— start —

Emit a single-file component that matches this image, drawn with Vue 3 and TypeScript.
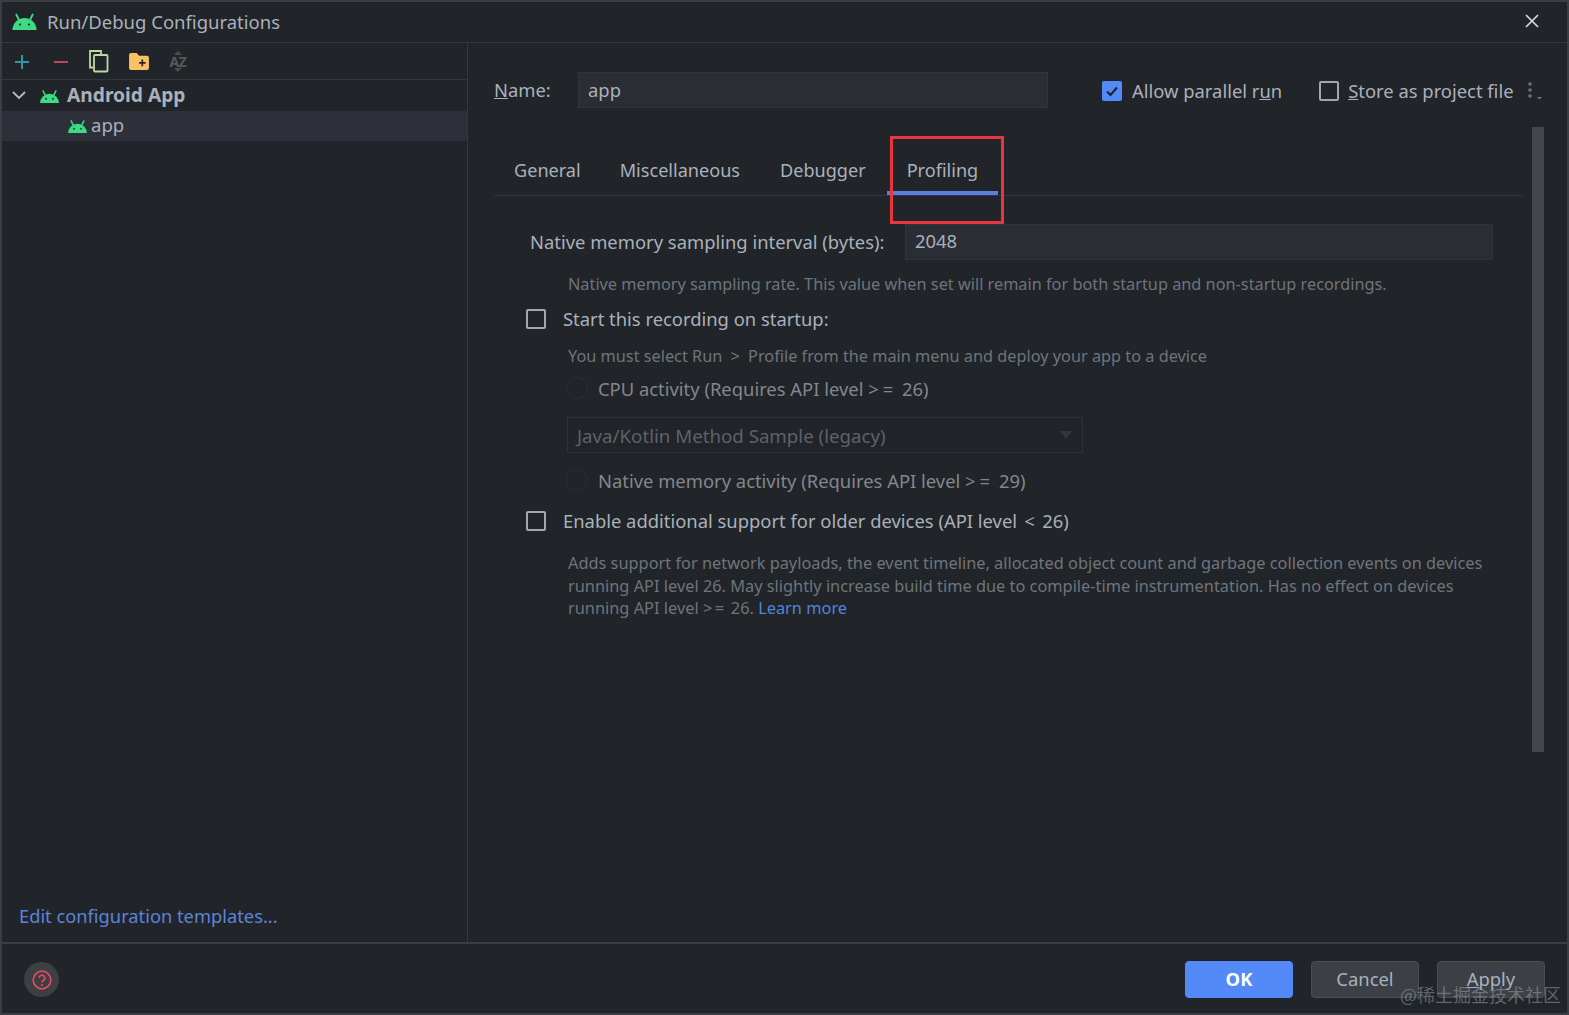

— end —
— start —

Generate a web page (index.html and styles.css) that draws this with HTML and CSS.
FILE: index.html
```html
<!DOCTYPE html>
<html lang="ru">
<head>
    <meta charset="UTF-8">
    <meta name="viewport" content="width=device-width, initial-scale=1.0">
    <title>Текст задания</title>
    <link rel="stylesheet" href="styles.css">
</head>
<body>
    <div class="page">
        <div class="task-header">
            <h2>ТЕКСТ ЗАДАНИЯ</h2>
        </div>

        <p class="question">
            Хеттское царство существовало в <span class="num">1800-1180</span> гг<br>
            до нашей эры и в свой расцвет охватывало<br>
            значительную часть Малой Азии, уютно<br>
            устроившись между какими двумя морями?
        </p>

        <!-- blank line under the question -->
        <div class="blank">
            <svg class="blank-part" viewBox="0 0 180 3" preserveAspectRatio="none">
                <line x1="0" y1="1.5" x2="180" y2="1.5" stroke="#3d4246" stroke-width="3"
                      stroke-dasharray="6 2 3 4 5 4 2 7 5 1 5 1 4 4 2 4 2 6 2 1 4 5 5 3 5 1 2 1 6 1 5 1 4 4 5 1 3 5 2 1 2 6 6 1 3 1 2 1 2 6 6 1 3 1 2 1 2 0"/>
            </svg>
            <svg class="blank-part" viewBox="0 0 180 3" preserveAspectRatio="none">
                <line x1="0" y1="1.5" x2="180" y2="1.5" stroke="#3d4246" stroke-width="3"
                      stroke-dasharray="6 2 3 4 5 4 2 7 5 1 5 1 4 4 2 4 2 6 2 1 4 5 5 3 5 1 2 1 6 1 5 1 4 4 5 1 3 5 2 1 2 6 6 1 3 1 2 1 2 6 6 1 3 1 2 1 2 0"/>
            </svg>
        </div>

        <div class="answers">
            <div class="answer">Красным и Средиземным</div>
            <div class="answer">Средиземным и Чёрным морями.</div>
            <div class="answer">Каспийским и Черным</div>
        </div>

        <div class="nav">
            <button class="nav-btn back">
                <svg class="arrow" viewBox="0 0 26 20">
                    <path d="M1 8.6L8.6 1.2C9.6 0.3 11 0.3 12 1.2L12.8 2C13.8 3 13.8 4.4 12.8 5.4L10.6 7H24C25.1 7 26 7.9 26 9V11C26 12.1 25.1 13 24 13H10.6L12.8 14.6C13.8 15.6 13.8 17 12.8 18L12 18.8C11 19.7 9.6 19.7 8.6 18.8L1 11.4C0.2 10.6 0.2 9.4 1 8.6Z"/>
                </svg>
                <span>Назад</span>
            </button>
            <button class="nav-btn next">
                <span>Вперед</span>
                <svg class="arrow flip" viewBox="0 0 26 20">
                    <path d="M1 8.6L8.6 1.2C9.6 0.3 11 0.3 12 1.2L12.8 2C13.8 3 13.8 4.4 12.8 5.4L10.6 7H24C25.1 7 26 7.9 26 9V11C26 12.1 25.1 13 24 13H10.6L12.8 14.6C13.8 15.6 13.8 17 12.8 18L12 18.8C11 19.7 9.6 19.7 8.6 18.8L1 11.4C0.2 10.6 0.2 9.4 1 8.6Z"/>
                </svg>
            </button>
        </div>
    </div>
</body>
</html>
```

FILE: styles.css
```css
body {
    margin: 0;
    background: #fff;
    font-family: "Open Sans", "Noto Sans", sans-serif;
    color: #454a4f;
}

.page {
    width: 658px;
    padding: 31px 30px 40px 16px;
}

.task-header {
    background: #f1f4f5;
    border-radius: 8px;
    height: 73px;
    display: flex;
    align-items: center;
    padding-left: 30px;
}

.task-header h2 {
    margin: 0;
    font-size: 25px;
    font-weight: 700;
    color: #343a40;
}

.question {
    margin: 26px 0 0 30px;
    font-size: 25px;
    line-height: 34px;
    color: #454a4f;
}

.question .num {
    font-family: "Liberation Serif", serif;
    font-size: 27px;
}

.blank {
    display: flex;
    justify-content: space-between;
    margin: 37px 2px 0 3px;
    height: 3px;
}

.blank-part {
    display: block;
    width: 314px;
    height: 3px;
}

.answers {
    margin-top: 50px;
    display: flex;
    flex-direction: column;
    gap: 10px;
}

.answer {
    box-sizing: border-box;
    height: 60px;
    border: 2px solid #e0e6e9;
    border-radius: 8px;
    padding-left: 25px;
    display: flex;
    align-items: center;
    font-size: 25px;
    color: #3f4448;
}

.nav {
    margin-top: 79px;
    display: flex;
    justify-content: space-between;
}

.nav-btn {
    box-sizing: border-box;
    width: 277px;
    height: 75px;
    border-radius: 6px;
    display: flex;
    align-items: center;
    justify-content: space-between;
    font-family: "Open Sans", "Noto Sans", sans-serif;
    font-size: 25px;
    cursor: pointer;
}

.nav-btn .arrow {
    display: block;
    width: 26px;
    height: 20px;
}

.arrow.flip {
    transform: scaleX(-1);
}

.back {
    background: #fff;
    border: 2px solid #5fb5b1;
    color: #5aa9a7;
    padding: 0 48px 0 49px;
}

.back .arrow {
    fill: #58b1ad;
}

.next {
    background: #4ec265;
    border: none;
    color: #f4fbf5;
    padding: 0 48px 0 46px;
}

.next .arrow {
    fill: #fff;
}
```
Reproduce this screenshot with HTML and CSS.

— end —

* [Goal]:
In how many lines does the word "index" appear? Respond with the number alone.

* [Result below]:
2